Material to process:

=-=-=-=-=

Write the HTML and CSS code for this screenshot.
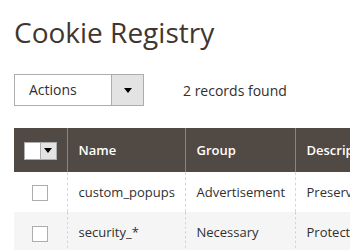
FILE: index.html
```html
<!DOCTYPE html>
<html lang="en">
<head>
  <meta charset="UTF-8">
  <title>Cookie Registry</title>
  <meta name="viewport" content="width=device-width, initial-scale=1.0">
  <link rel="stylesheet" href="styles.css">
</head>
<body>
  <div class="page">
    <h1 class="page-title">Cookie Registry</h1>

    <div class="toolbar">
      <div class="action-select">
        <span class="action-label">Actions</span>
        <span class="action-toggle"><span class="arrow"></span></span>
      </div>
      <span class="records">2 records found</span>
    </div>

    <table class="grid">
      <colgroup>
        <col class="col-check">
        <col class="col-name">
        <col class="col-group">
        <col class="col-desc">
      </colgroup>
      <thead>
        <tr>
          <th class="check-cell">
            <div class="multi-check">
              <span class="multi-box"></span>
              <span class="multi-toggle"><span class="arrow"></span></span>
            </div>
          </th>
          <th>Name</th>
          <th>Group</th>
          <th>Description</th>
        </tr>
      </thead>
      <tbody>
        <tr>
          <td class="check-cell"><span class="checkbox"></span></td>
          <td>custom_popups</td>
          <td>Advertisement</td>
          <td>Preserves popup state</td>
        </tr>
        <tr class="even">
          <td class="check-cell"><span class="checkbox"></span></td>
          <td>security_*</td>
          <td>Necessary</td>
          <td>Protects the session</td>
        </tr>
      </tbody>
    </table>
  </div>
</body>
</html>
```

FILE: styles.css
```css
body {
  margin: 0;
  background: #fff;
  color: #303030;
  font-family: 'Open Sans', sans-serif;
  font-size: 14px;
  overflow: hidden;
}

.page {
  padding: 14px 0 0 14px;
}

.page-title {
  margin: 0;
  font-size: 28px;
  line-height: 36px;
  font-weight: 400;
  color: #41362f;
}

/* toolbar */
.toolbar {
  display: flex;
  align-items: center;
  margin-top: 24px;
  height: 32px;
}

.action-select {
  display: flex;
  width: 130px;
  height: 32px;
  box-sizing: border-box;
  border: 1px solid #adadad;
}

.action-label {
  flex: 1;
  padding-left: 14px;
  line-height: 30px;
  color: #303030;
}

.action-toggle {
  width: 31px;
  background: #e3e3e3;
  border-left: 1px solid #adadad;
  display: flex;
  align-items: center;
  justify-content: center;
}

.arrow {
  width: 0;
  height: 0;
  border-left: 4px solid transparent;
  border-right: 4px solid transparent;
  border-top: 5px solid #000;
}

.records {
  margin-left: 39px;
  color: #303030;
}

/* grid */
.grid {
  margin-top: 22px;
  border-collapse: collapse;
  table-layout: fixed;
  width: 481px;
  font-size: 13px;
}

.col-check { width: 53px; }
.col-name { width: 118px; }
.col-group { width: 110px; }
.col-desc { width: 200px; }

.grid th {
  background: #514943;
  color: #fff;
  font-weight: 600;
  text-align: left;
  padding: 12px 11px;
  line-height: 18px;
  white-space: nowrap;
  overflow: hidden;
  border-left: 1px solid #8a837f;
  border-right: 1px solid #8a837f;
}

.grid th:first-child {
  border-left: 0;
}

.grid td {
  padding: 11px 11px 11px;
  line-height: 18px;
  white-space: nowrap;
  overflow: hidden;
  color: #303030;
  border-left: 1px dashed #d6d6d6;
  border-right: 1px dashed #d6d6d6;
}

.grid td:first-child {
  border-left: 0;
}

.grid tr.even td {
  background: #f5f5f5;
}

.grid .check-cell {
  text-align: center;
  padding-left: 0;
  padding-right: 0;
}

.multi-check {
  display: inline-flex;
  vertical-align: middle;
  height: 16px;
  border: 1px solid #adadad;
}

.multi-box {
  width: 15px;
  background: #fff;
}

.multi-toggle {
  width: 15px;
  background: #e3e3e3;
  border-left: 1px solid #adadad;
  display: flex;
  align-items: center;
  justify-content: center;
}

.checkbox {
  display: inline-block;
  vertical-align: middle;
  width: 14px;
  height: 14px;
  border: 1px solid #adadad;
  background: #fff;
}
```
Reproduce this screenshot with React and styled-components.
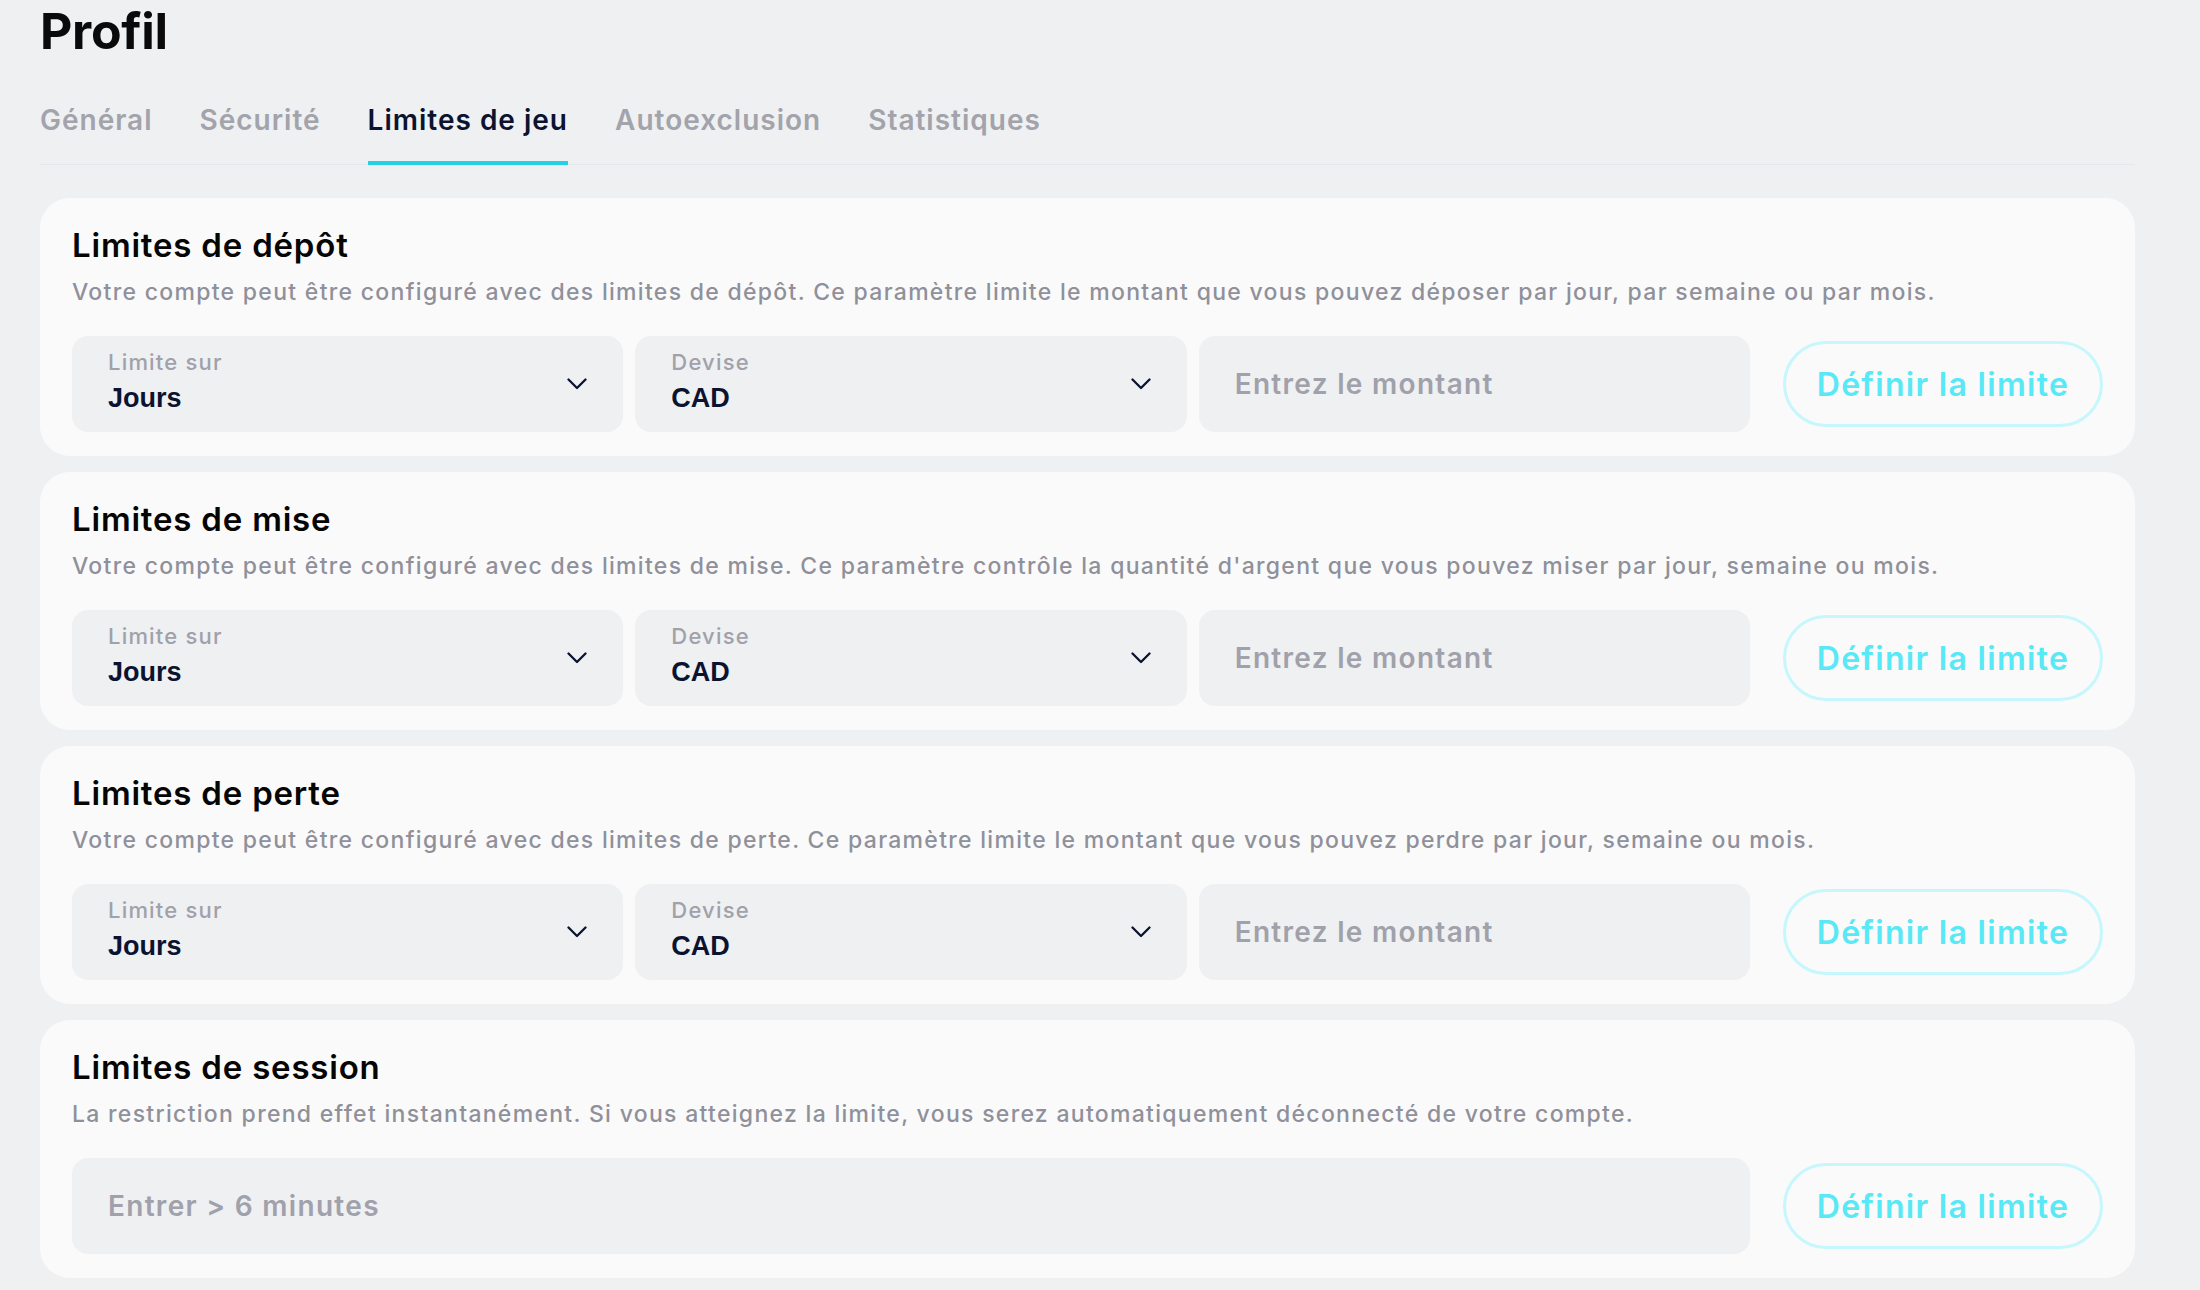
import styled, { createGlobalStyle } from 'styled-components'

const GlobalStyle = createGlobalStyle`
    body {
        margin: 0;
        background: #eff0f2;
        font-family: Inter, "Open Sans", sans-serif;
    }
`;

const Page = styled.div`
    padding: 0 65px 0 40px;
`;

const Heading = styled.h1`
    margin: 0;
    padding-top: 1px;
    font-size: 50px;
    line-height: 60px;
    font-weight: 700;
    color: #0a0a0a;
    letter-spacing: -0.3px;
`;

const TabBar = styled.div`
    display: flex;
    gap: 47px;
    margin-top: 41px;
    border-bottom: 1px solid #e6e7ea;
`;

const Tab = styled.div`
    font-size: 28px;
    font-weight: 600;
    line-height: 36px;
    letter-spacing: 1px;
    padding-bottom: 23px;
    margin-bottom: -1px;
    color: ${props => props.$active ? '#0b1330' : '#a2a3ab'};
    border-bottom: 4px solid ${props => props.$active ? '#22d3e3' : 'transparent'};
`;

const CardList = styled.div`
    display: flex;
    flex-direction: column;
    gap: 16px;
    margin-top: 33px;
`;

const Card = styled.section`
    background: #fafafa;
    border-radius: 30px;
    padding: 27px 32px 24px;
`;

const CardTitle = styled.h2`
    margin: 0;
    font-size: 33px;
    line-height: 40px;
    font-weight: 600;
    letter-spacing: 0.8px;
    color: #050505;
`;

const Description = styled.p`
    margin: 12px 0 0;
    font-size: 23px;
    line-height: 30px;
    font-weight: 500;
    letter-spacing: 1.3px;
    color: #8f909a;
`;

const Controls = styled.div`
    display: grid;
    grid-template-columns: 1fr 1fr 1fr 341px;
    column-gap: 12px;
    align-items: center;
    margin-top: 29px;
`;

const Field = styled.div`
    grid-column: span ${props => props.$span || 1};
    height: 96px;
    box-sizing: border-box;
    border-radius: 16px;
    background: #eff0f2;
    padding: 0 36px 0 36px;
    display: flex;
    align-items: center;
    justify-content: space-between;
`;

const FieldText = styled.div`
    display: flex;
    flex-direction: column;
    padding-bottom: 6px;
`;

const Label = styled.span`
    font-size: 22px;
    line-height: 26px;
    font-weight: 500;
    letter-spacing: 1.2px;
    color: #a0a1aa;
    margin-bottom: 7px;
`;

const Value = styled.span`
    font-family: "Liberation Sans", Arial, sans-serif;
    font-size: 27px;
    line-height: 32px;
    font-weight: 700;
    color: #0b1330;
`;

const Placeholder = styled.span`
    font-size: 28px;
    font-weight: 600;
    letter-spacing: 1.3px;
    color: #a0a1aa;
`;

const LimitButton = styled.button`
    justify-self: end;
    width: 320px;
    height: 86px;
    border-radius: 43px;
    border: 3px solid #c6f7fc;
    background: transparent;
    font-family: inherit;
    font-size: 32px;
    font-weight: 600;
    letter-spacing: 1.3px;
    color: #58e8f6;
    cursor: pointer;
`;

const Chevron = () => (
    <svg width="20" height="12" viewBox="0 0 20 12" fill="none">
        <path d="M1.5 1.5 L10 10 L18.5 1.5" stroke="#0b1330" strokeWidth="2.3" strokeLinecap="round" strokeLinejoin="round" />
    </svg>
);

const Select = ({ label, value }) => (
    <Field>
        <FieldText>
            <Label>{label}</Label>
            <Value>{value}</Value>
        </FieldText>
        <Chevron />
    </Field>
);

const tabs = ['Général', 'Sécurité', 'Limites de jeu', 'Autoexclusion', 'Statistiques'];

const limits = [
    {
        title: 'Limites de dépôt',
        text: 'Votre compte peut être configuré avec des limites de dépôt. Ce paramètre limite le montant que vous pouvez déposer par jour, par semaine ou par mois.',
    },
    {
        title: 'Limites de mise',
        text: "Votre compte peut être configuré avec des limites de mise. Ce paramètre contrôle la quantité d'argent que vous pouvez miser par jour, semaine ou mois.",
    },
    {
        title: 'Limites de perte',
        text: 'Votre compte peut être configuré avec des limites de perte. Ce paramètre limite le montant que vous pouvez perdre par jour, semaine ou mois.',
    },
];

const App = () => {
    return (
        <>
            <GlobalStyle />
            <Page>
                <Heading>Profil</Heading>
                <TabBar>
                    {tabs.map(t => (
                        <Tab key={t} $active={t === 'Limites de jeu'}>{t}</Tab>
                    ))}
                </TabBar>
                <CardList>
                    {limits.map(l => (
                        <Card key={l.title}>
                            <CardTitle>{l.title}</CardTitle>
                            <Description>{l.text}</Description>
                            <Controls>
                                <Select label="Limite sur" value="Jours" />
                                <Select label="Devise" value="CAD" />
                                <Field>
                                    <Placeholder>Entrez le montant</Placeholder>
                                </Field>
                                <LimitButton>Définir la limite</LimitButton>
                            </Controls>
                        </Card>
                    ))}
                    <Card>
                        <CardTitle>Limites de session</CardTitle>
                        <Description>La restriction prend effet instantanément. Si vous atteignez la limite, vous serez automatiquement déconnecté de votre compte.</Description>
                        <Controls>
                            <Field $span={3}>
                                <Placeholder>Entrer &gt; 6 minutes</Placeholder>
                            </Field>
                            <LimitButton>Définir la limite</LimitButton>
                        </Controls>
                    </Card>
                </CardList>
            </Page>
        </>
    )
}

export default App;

=-=-=-=-=

What the task requires: Pick out the lines containing the string "screenshot".

Solution:
Write the HTML and CSS code for this screenshot.
Reproduce this screenshot with React and styled-components.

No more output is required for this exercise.